Comprehensive Fix Strategy
Immediate Fixes (Do First)
- Fix Protocol in PortCommunicationTest - Use
Protocol.encode_request
- Fix hardcoded
lazy: true
- Make it configurable - Fix pattern match in pool test - Use correct field names
- Start BridgeMock in test setup - Add to supervision tree
Architectural Fixes (Do Second)
- Pool Size Management - Ensure pool size >= concurrent operations
- Adapter Registry - Fix test expectations vs reality
- Python Bridge Startup - Ensure it starts before layer_3 tests
Investigation Required
- Python Not Responding - Add Python-side logging to debug init
- Program ID Field - Verify exact field name Python expects
- Shutdown Race - Add proper cleanup coordination
Test-Specific Recommendations
PortCommunicationTest
# Change from:
request = Jason.encode!(%{...})
# To:
request = Protocol.encode_request(123, :ping, %{})
PoolV2Test
# Fix pattern match:
test "pool starts successfully", %{pid: pool_pid, genserver_name: genserver_name} do
# OR update helper to return pool_pid
SessionPoolV2
# In init/1, fix hardcoded lazy:
lazy = Keyword.get(opts, :lazy, Application.get_env(:dspex, :pool_lazy, false))
Error Handling Test
# Increase pool size for 6 concurrent operations:
pool_info = start_test_pool(
pool_size: 6, # Match concurrent operations
overflow: 0,
pre_warm: false
)
Critical Insight
The most concerning issue is that Python processes are not responding even with stderr capture enabled.

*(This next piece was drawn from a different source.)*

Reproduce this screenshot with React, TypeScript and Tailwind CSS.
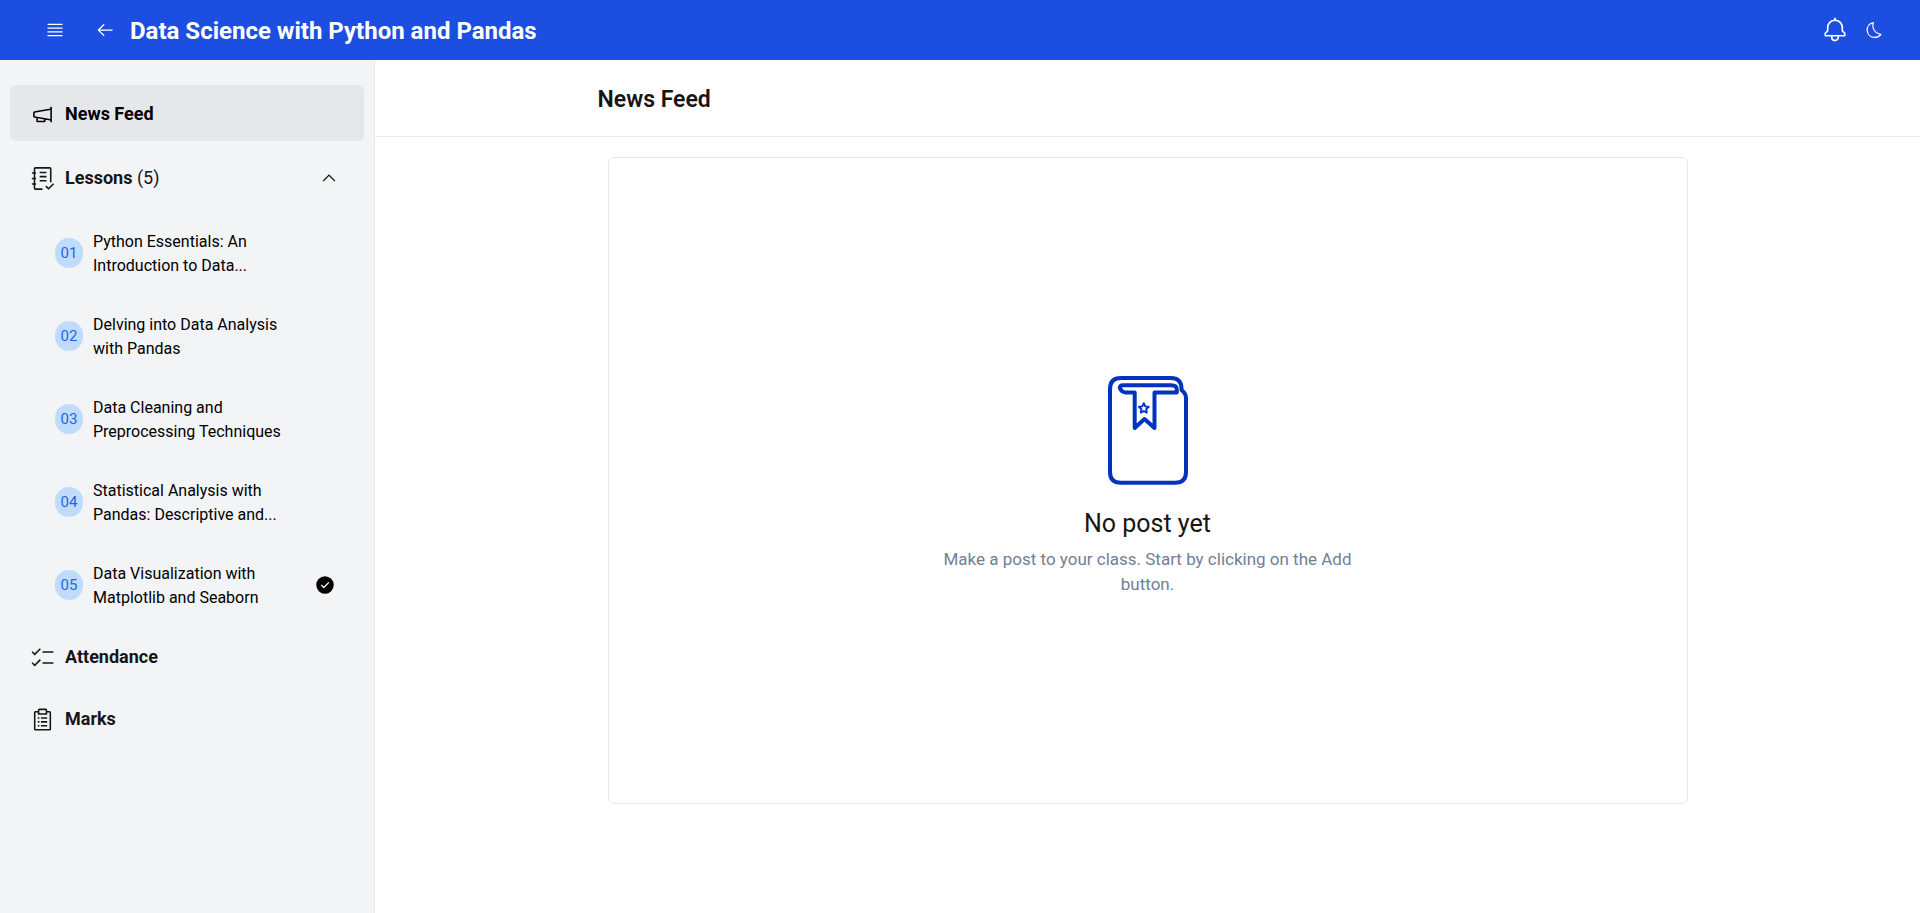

This suggests:
- Python is hanging during import/initialization
- The packet mode framing is fundamentally broken
- Python output is being buffered and not flushed
Next Debugging Step: Add Python-side file logging to see if the bridge script even starts:
# At the very top of dspy_bridge.py
import sys
with open('/tmp/dspy_bridge_debug.log', 'a') as f:
f.write(f"Bridge starting: {sys.argv}\n")
f.flush()
Conclusion
These errors are not environmental - they reveal real bugs:
- Hardcoded configuration ignoring test settings
- Protocol mismatches between test and implementation
- Race conditions in pool lifecycle
- Incorrect test assumptions about adapter configuration
None of these will be fixed by Phase 2/3 architectural improvements. They need direct code fixes.